Running dbt at deploy time introduces build dependencies — dbt-core, dbt-duckdb, NumPy, PyArrow — into the runtime environment. Streamlit Community Cloud installs only requirements.txt; keeping those four packages out of it cuts deploy time and eliminates a class of production build failures. More importantly, committing sentinel.duckdb and the dbt artifacts to Git means every deploy is bit-for-bit reproducible — the same data that was tested locally is exactly what runs in production. The tradeoff is a larger repository (~14MB), which is acceptable for a dashboard consuming synthetic telemetry.

Decision #2 — Multi-Persona Design

Why three separate tabs rather than a single unified view?

A unified view forces a design compromise: KPI density that satisfies ops leads is noise for engineers, and raw telemetry that's meaningful for reliability teams is unactionable for site managers. Separating tabs by persona lets each view optimize for its primary question without cluttering the others. The key constraint was that all three tabs must share the same underlying numbers — fct_fleet_health_daily drives both the Operations active-tower count and the Reliability 60-day uptime chart. Persona-specific presentation, shared fact layer.

Decision #3 — Inventory Alerting

Why four stock status levels instead of a binary in-stock / out-of-stock flag?

A binary flag answers the wrong question. Operations leads don't need to know whether a part is available today — they need to know what to act on first and when lead time becomes a problem. The four-level stock_status (criticalreorderwatchhealthy) encodes both current stock and lead time into a single actionable field. A part with two units on hand and a 56-day lead time is categorically different from a part with two units and a 7-day lead time; a binary flag treats them identically. The four levels give the procurement workflow the prioritization signal it needs.

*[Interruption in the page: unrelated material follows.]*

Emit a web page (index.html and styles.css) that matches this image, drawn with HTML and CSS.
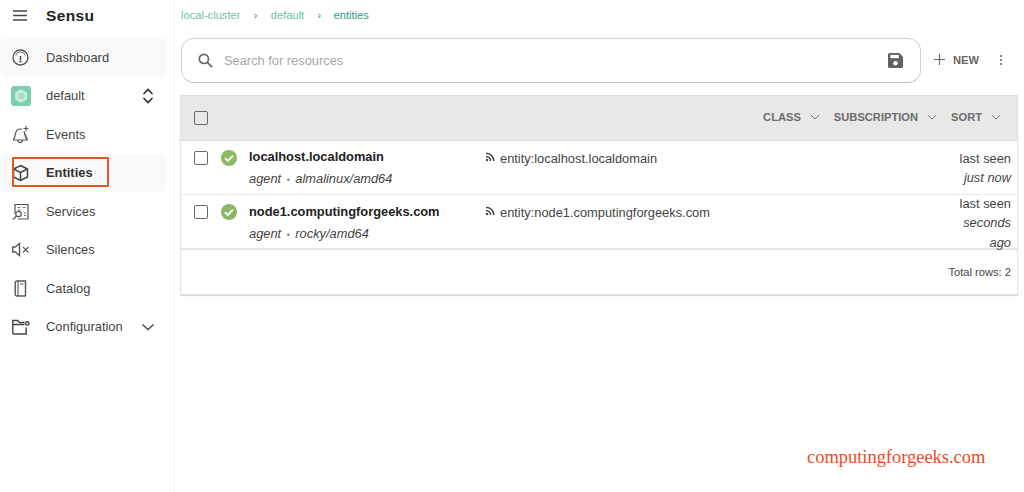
FILE: index.html
```html
<!DOCTYPE html>
<html lang="en">
<head>
<meta charset="utf-8">
<title>Sensu Entities</title>
<link rel="stylesheet" href="styles.css">
</head>
<body>
<div class="app">
  <aside class="sidebar">
    <div class="brand">
      <svg class="burger" width="14" height="11" viewBox="0 0 14 11"><path d="M0 1h14M0 5.500h14M0 10h14" stroke="#444" stroke-width="1.500" fill="none"/></svg>
      <span class="logo">Sensu</span>
    </div>
    <nav class="nav">
      <a class="item active-soft">
        <span class="ico"><svg width="17" height="17" viewBox="0 0 17 17" fill="none" stroke="#555" stroke-width="1.300"><circle cx="8.500" cy="8.500" r="7.500"/><path d="M3.700 6.500a5 5 0 0 1 9.600 0" stroke-width=".8"/><path d="M8.500 7v4.200" stroke-width="1.600"/><circle cx="8.500" cy="12.600" r=".5"/></svg></span>
        <span>Dashboard</span>
      </a>
      <a class="item">
        <span class="ico"><span class="ns-badge"><svg width="20" height="20" viewBox="0 0 20 20"><path d="M10 3l6 3.500v7L10 17l-6-3.500v-7z" fill="#c5e9da"/><circle cx="10" cy="10" r="3" fill="#a4dcc6"/></svg></span></span>
        <span class="grow">default</span>
        <svg class="trail" width="14" height="18" viewBox="0 0 14 18" fill="none" stroke="#333" stroke-width="1.700"><path d="M2.500 7L7 2.500 11.500 7M2.500 11L7 15.500 11.500 11"/></svg>
      </a>
      <a class="item">
        <span class="ico"><svg width="17" height="19" viewBox="0 0 17 19" fill="none" stroke="#555" stroke-width="1.200"><path d="M1 15c2-2 2.200-4 2.700-7 .5-3 2.300-4 4.300-4 .7 0 1.300.1 1.900.4M12 6.500c.7 2 .7 6 3.500 8.500z"/><path d="M1 15h14.500M6 15.500a2.200 2.200 0 0 0 4.400 0M14 1v5M11.500 3.500h5"/></svg></span>
        <span>Events</span>
      </a>
      <a class="item active-soft current">
        <span class="ico"><svg width="17" height="18" viewBox="0 0 17 18" fill="none" stroke="#444" stroke-width="1.500"><path d="M8.500 1.500l7 3.500v8l-7 3.500-7-3.500V5z"/><path d="M1.500 5l7 3.500 7-3.500M8.500 8.500v8"/></svg></span>
        <span>Entities</span>
      </a>
      <a class="item">
        <span class="ico"><svg width="17" height="17" viewBox="0 0 17 17" fill="none" stroke="#555" stroke-width="1.200"><path d="M3 11V1.500h13V16H6"/><path d="M5.500 4.500h3M10.500 4.500h3M5.500 7h3M12 10h2M12 12.500h2" stroke="#777"/><circle cx="6.500" cy="11" r="2.700"/><path d="M4.500 13L1 16.500"/></svg></span>
        <span>Services</span>
      </a>
      <a class="item">
        <span class="ico"><svg width="18" height="15" viewBox="0 0 18 15" fill="none" stroke="#555" stroke-width="1.400"><path d="M.8 5h2.400L7.500 1.500v12L3.200 10H.8z"/><path d="M11 5l5.500 5.500M16.500 5L11 10.500" stroke-width="1.100"/></svg></span>
        <span>Silences</span>
      </a>
      <a class="item">
        <span class="ico"><svg width="13" height="17" viewBox="0 0 13 17" fill="none" stroke="#555" stroke-width="1.400"><path d="M3 1h8.500v14.500a.5.5 0 0 1-.5.500H3a1.800 1.800 0 0 1-1.800-1.800V2.800A1.800 1.800 0 0 1 3 1z"/><path d="M4 1v15M6 4h3.500" stroke-width="1.100"/></svg></span>
        <span>Catalog</span>
      </a>
      <a class="item">
        <span class="ico"><svg width="18" height="16" viewBox="0 0 18 16" fill="none" stroke="#444" stroke-width="1.400"><path d="M.8 15V1.500h5l1.500 2h5.200"/><path d="M.8 5.500h11.700M.8 15h13.400V8.500"/><circle cx="15.300" cy="4.400" r="1.700"/></svg></span>
        <span class="grow">Configuration</span>
        <svg class="trail" width="14" height="8" viewBox="0 0 14 8" fill="none" stroke="#444" stroke-width="1.300"><path d="M1.500 1.500L7 6.500 12.500 1.500"/></svg>
      </a>
    </nav>
    <span class="callout"></span>
  </aside>

  <main class="main">
    <div class="crumbs">
      <span>local-cluster</span><span class="sep">›</span><span>default</span><span class="sep">›</span><span class="here">entities</span>
    </div>

    <div class="toolbar">
      <div class="search">
        <svg width="15" height="15" viewBox="0 0 16 16" fill="none" stroke="#666" stroke-width="1.800"><circle cx="6.300" cy="6.300" r="4.900"/><path d="M9.800 9.800L15 15"/></svg>
        <span class="placeholder">Search for resources</span>
        <svg class="save" width="15" height="15" viewBox="0 0 16 16"><path d="M2 0h10l4 4v10a2 2 0 0 1-2 2H2a2 2 0 0 1-2-2V2a2 2 0 0 1 2-2z" fill="#616161"/><rect x="2.500" y="2" width="9" height="3.500" fill="#fff"/><circle cx="8" cy="10.800" r="2.400" fill="#fff"/></svg>
      </div>
      <div class="new">
        <svg width="11" height="11" viewBox="0 0 11 11"><path d="M5.500 0v11M0 5.500h11" stroke="#666" stroke-width="1.100"/></svg>
        <span>NEW</span>
      </div>
      <svg class="more" width="4" height="12" viewBox="0 0 4 12"><circle cx="2" cy="2" r="1.100" fill="#666"/><circle cx="2" cy="6" r="1.100" fill="#666"/><circle cx="2" cy="10" r="1.100" fill="#666"/></svg>
    </div>

    <section class="table">
      <header class="thead">
        <span class="check"></span>
        <div class="filters">
          <span class="filter">CLASS<svg width="10" height="6" viewBox="0 0 10 6"><path d="M.8 1L5 5l4.200-4" fill="none" stroke="#777" stroke-width="1"/></svg></span>
          <span class="filter">SUBSCRIPTION<svg width="10" height="6" viewBox="0 0 10 6"><path d="M.8 1L5 5l4.200-4" fill="none" stroke="#777" stroke-width="1"/></svg></span>
          <span class="filter">SORT<svg width="10" height="6" viewBox="0 0 10 6"><path d="M.8 1L5 5l4.200-4" fill="none" stroke="#777" stroke-width="1"/></svg></span>
        </div>
      </header>

      <div class="row row-a">
        <span class="check"></span>
        <svg class="status" width="16" height="16" viewBox="0 0 16 16"><circle cx="8" cy="8" r="8" fill="#8bb863"/><path d="M4 8.200l2.800 2.800L12 5.600" fill="none" stroke="#fff" stroke-width="1.900"/></svg>
        <div class="name">
          <strong>localhost.localdomain</strong>
          <em>agent<i class="dot">•</i>almalinux/amd64</em>
        </div>
        <div class="sub">
          <svg width="10" height="10" viewBox="0 0 10 10" fill="none" stroke="#444" stroke-width="1.500"><path d="M1 1.200c4.300 0 7.800 3.500 7.800 7.800M1 4.500c2.500 0 4.500 2 4.500 4.500"/><circle cx="2" cy="8" r="1.200" fill="#444" stroke="none"/></svg>
          <span>entity:localhost.localdomain</span>
        </div>
        <div class="seen"><span>last seen</span><em>just now</em></div>
      </div>

      <div class="row row-b">
        <span class="check"></span>
        <svg class="status" width="16" height="16" viewBox="0 0 16 16"><circle cx="8" cy="8" r="8" fill="#8bb863"/><path d="M4 8.200l2.800 2.800L12 5.600" fill="none" stroke="#fff" stroke-width="1.900"/></svg>
        <div class="name">
          <strong>node1.computingforgeeks.com</strong>
          <em>agent<i class="dot">•</i>rocky/amd64</em>
        </div>
        <div class="sub">
          <svg width="10" height="10" viewBox="0 0 10 10" fill="none" stroke="#444" stroke-width="1.500"><path d="M1 1.200c4.300 0 7.800 3.500 7.800 7.800M1 4.500c2.500 0 4.500 2 4.500 4.500"/><circle cx="2" cy="8" r="1.200" fill="#444" stroke="none"/></svg>
          <span>entity:node1.computingforgeeks.com</span>
        </div>
        <div class="seen"><span>last seen</span><em>seconds<br>ago</em></div>
      </div>

      <footer class="tfoot">Total rows: 2</footer>
    </section>
  </main>
</div>
<span class="watermark">computingforgeeks.com</span>
</body>
</html>
```
FILE: styles.css
```css
* { box-sizing: border-box; }
html, body { margin: 0; height: 100%; }
body {
  position: relative;
  overflow: hidden;
  background: #fff;
  font-family: "Liberation Sans", Arial, sans-serif;
  color: #3c3c3c;
}
.app { display: flex; height: 492px; }

.sidebar {
  position: relative;
  flex: 0 0 175px;
  border-right: 1px solid #f0f0f0;
}
.brand {
  display: flex;
  align-items: center;
  height: 37px;
  padding: 0 0 6px 13px;
  gap: 19px;
}
.logo { font-size: 15.500px; font-weight: 700; color: #222; letter-spacing: .35px; }
.nav { display: flex; flex-direction: column; padding-top: 1px; }
.item {
  display: flex;
  align-items: center;
  height: 38.500px;
  width: 167px;
  padding: 0 12px 0 11px;
  font-size: 12.900px;
  color: #444;
}
.ico {
  display: flex;
  align-items: center;
  justify-content: center;
  flex: 0 0 19px;
  min-width: 0;
  height: 20px;
  margin-right: 16px;
}
.ns-badge {
  display: flex;
  align-items: center;
  justify-content: center;
  flex: none;
  width: 20px;
  height: 20px;
  border-radius: 3px;
  background: #7ccfae;
}
.grow { flex: 1; }
.trail { flex: none; }
.active-soft { background: #f9f9f9; border-radius: 6px; }
.current { font-weight: 700; color: #333; }
.callout {
  position: absolute;
  left: 12px;
  top: 157px;
  width: 97px;
  height: 30px;
  border: 2px solid #e2562a;
  border-radius: 1px;
}

.main { flex: 1; min-width: 0; padding: 0 5px; }
.crumbs {
  display: flex;
  align-items: center;
  height: 30px;
  padding-left: 1px;
  font-size: 11.150px;
  color: #6fc0ad;
}
.sep { margin: 0 13.300px; color: #777; }
.here { margin-left: -1px; color: #2a9d8a; }

.toolbar { display: flex; align-items: center; height: 45px; margin-top: 8px; }
.search {
  display: flex;
  align-items: center;
  width: 740px;
  height: 45px;
  margin-left: 1px;
  padding: 0 17px 1px 16px;
  gap: 11px;
  border: 1px solid #d2d2d2;
  border-bottom-color: #c4c4c4;
  border-radius: 13px;
}
.placeholder { flex: 1; font-size: 12.850px; color: #a8a8a8; }
.new {
  display: flex;
  align-items: center;
  gap: 9px;
  margin: -2px 0 0 13px;
  font-size: 11.150px;
  font-weight: 700;
  color: #666;
}
.new span { margin-left: -1px; }
.more { margin: -2px 0 0 20px; }

.table {
  width: 838px;
  margin-top: 12px;
  border: 1px solid #e4e4e4;
  border-top: 0;
  box-shadow: 0 1px 1px #d8d8d8;
}
.check {
  display: block;
  flex: none;
  width: 14px;
  height: 14px;
  border: 1.500px solid #666;
  border-radius: 2px;
}
.thead {
  display: flex;
  align-items: center;
  justify-content: space-between;
  height: 46px;
  padding: 0 16px 0 13px;
  background: #e8e8e8;
  border-top: 1px solid #dcdcdc;
  border-bottom: 1px solid #dedede;
}
.filters { display: flex; gap: 14px; margin-top: -2px; }
.filter {
  display: flex;
  align-items: center;
  gap: 9px;
  font-size: 11.150px;
  font-weight: 700;
  color: #6c6c6c;
}
.row {
  display: flex;
  align-items: flex-start;
  padding: 0 6px 0 13px;
  border-bottom: 1px solid #ececec;
}
.row-a { height: 54px; }
.row-b { height: 55px; border-bottom: 2px solid #e6e6e6; }
.row .check { margin-top: 10px; }
.status { flex: none; margin: 9px 0 0 13px; }
.name {
  display: flex;
  flex-direction: column;
  flex: 0 0 236px;
  margin: 8px 0 0 12px;
}
.row-b .name { margin-top: 9px; }
.name strong { font-size: 12.850px; line-height: 15px; color: #222; }
.name em { margin-top: 7px; font-size: 12.850px; line-height: 15px; color: #444; }
.dot { margin: 0 5.500px; font-size: 9px; font-style: normal; color: #888; }
.sub {
  display: flex;
  align-items: center;
  flex: 1;
  gap: 5px;
  margin-top: 10px;
  font-size: 12.850px;
  line-height: 15px;
  color: #444;
}
.sub svg { margin-top: -3px; }
.seen {
  display: flex;
  flex-direction: column;
  align-items: flex-end;
  flex: none;
  text-align: right;
  font-size: 12.850px;
  line-height: 19.300px;
  color: #444;
}
.row-a .seen { margin-top: 8px; }
.row-b .seen { margin-top: -1px; }
.tfoot {
  display: flex;
  align-items: center;
  justify-content: flex-end;
  height: 44px;
  padding-right: 6px;
  font-size: 11.150px;
  color: #444;
}

.watermark {
  position: absolute;
  left: 807px;
  top: 446px;
  font-family: "Liberation Serif", serif;
  font-size: 18.450px;
  line-height: 23px;
  color: #f04a25;
}
```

Decision #4 — Detection Domain Design

Why add detection events as a separate data domain rather than extending existing tabs?

Generic fleet dashboards show uptime and failures. What makes this a Sentry-specific platform is depth in the product's primary value: detecting targets and getting operator alerts out fast. The detection domain — target classification weights, confidence thresholds, auto-resolve logic, and per-stage alert pipeline latency — can't be bolted onto reliability or operations metrics because the grain is completely different: per-detection versus per-tower-day. Adding two new fact tables (fct_detection_events, fct_alert_pipeline_latency) keeps the schema clean and surfaces the domain knowledge that makes this a mission analytics platform, not a generic IoT dashboard. The tab order — Operations → Detection Analytics → Reliability → Pipeline Health — puts detection second so it's the first thing an analyst reaches after the map.

Decision #5 — Observability

Why surface dbt artifacts in the Pipeline Health tab?

Dashboard consumers have no visibility into whether the data they're reading is fresh. Shipping run_results.json and manifest.json alongside the database and parsing them at runtime closes that gap — the Pipeline Health tab shows pass/fail counts, step-level execution times, and the timestamp of the last successful build without requiring the consumer to open a dbt Cloud UI or read a log file. This is the same pattern I'd implement in any production data platform: observability surfaced where the data is consumed, not siloed in the tooling that produced it.

Outcome & Reflection

The hardest design problem wasn't the data model — it was figuring out what each persona actually needs from the same underlying facts. Site leads want geographic distribution and open incidents sorted by severity. Reliability engineers want 60-day uptime trends and MTBF actuals versus targets. The data team wants build metadata and source freshness. Three very different views, one star schema.

The static artifact pattern — commit the compiled database, run nothing in production — is a discipline I'd carry into any Streamlit-based analytics application. It eliminates an entire class of deployment failure and makes the build reproducible by definition. The main limitation is refresh cadence: re-building and pushing is a manual step. The natural next iteration is a scheduled GitHub Action that runs the generator and dbt build nightly and commits the updated artifacts automatically.